Today, we talk a lot about knowledge sharing. We say we don’t want to depend on each others. That’s basically true because when we don’t depend on each other we get things done a lot faster, we have no bottlenecks. But it also has some negative side effects. It prevents us from creating masters, masters that take 100% ownership and responsibility. When everybody can do your job, you are not important. You are only one resource out of many that easily can be replaced. Finding a balance between bottlenecks and masters may be a better solution.
There were two periods in my life as a developer were the whole team felt as masters, developers who cared about their work and took full responsibility and ownership of our applications. The first one was when we started with Scrum in 2008. The second one was three years ago when we introduced Kanban. We didn’t run them proper of course. We had a board with our tasks and we hold our Scrum meetings and set work in progress limits in Kanban. Our tasks as such stayed the same. They were big chunks. Sometimes one task took an entire sprint length of two weeks, often also two sprints to get finished. If you work long enough on one task you automatically become better than the others and you will automatically become the first contact of choice people approach when they need some help. I still feel 100% responsible for the application I build together with a colleague three years ago. We still care, we still feel being the owner of that application alone.

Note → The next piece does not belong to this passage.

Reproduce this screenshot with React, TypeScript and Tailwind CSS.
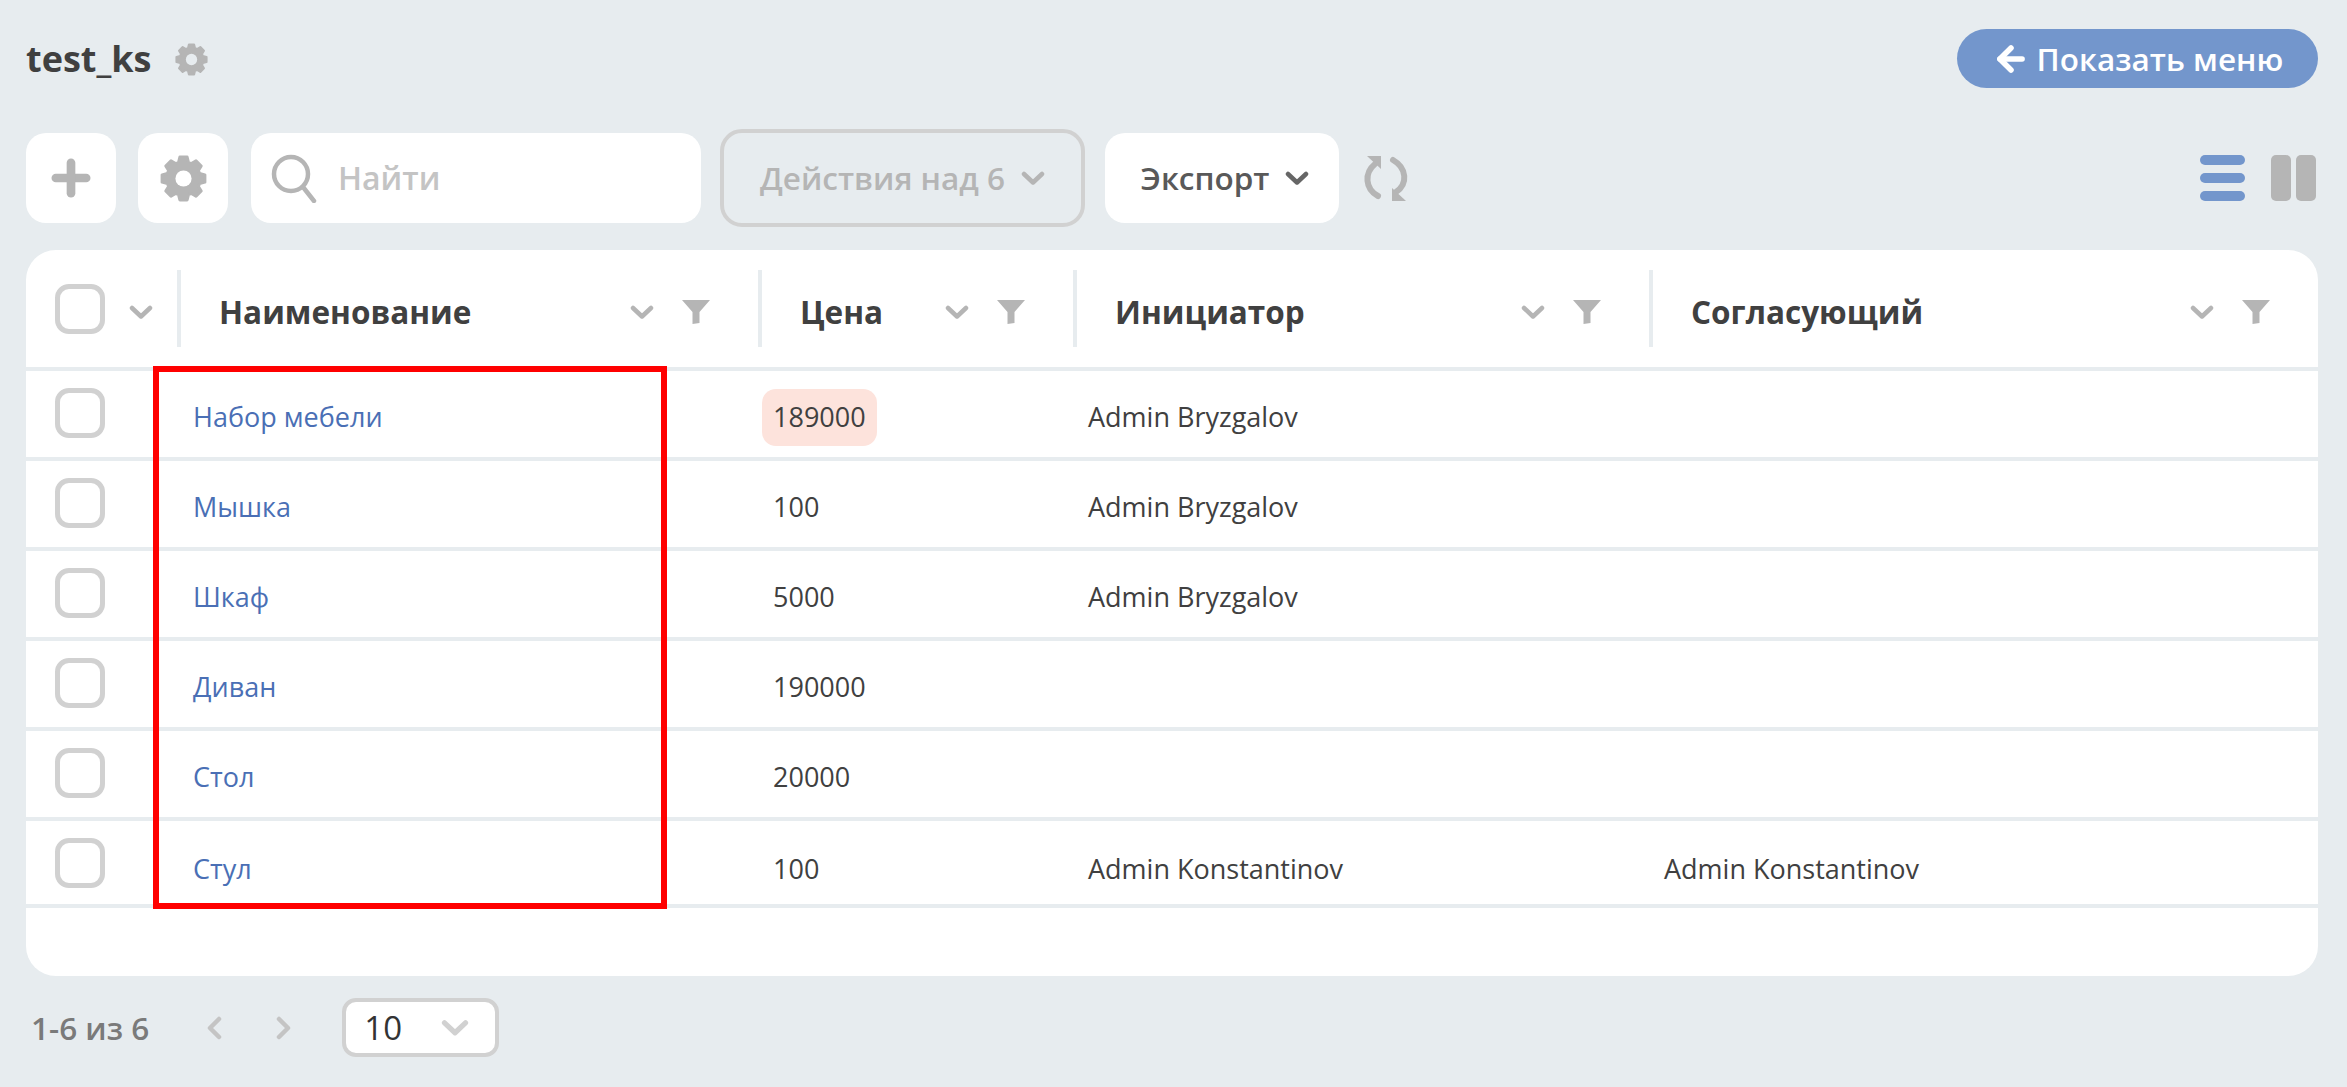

Today we want to be flexible. We split our task in small chunks of one day to 5 days. We make sure that every team member knows about most of the tasks, so everyone can work on every task. Being flexible means being replaceable and it is a bad way to prevent to create developers who really care and take responsibility and ownership. Don’t let that happen.
Conclusion
“How DevOps Teams Create Value” is meant to make clear that whatever we do, there is only one element that can come first, the people. Without them will be no value. However, solutions are important and fun and need to be discussed. Exchange your thoughts and opinions and become one great team.